[Data provided start]

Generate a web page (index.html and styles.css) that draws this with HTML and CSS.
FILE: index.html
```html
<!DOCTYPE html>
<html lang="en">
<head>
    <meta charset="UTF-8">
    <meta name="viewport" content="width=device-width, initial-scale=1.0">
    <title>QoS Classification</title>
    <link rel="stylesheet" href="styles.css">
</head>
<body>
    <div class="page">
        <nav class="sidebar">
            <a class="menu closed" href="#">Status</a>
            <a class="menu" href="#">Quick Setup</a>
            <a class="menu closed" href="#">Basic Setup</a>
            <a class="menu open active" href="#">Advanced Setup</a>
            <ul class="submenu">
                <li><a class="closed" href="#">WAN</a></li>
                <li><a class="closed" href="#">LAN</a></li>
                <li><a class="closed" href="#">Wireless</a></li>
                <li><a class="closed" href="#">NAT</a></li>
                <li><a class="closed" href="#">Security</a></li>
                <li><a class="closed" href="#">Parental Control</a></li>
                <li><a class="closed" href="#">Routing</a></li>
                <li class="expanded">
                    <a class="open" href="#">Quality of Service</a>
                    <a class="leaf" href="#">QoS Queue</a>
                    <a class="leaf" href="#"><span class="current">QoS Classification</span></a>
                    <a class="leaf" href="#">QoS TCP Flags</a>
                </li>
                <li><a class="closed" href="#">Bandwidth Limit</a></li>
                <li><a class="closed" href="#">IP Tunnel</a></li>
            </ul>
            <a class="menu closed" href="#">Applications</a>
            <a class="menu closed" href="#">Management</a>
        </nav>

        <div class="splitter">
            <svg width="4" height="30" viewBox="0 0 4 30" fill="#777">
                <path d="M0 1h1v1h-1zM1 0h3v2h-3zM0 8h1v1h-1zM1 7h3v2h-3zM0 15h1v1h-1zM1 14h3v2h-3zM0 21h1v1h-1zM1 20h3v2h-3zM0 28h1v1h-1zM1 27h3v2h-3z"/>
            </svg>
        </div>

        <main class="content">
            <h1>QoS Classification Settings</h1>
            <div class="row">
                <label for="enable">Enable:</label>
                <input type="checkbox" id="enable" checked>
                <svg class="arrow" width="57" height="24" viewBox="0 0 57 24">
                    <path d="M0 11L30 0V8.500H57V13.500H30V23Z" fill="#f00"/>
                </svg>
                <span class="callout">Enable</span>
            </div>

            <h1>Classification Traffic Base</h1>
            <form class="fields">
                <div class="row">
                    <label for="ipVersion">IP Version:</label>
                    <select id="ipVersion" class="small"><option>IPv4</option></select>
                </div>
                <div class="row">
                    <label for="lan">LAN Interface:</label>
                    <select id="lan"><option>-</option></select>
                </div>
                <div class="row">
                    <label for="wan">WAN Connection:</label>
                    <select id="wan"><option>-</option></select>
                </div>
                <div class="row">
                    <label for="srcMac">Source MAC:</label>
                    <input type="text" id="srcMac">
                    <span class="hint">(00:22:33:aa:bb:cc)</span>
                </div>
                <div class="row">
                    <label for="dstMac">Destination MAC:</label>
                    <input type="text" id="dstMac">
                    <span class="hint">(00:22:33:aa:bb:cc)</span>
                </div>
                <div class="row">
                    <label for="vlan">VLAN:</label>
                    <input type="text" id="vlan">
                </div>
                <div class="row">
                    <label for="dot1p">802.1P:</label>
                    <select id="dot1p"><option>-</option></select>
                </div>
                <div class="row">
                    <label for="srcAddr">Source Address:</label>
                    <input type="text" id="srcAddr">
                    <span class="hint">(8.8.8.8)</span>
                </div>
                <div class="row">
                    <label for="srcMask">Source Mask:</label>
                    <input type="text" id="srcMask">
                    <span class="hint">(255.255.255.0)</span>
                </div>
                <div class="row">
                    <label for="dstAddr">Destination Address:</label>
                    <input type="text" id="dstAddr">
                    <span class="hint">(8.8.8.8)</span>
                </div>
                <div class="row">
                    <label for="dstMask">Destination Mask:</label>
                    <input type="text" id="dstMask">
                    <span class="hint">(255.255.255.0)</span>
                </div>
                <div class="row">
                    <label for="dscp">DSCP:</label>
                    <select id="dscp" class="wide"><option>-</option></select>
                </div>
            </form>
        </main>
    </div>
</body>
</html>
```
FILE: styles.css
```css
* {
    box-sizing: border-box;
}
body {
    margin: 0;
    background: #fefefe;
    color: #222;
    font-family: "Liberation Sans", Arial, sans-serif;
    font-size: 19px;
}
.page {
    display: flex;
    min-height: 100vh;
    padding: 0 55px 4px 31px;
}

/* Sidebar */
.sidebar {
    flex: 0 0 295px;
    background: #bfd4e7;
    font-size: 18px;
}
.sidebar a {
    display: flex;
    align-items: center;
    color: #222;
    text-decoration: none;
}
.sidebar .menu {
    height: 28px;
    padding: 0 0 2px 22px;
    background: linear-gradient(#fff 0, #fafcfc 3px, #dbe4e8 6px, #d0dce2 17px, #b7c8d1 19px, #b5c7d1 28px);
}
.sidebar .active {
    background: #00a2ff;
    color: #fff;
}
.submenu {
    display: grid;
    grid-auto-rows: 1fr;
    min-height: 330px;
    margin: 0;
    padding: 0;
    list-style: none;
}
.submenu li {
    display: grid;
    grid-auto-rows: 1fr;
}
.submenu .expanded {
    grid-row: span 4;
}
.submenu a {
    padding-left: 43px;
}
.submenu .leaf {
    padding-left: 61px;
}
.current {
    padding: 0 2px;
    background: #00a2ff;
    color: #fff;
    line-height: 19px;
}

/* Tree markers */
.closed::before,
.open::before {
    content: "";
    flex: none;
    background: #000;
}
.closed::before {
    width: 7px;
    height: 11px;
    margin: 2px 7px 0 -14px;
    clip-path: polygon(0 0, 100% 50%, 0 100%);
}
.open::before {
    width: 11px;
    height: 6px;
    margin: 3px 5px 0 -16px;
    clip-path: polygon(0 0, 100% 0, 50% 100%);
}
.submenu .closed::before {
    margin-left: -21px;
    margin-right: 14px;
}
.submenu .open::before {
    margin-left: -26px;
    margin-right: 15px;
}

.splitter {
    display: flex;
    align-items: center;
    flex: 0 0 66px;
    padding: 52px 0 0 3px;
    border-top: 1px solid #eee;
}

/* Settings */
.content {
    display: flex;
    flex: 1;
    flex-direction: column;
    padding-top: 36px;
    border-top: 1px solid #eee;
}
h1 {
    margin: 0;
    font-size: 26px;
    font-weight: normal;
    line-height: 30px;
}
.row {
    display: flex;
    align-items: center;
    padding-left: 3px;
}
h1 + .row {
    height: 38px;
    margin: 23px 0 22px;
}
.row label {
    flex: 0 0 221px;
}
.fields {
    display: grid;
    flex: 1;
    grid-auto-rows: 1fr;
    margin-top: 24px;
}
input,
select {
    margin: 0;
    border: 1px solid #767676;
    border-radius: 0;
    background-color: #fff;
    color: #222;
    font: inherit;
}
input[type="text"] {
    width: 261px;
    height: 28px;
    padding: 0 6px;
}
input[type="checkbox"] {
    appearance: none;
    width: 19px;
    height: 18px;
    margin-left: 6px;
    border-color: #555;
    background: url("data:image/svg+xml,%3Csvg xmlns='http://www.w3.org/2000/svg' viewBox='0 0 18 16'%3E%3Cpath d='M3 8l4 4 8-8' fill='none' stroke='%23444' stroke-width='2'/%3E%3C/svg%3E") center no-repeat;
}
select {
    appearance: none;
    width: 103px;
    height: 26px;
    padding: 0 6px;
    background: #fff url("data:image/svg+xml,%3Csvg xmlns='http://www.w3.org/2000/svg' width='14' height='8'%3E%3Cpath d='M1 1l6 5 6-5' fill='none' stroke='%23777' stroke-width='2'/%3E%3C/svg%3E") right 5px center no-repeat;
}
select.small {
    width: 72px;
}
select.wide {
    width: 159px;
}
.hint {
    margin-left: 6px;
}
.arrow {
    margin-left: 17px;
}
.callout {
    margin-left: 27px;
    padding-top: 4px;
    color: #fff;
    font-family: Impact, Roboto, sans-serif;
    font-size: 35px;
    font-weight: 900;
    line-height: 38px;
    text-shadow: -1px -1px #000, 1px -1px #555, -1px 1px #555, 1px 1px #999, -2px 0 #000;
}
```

[Data provided end]

• _Exercise aim_
Locate and copy each line in the data above that includes the word "page".

• _Exercise answer_
Generate a web page (index.html and styles.css) that draws this with HTML and CSS.
    <div class="page">
.page {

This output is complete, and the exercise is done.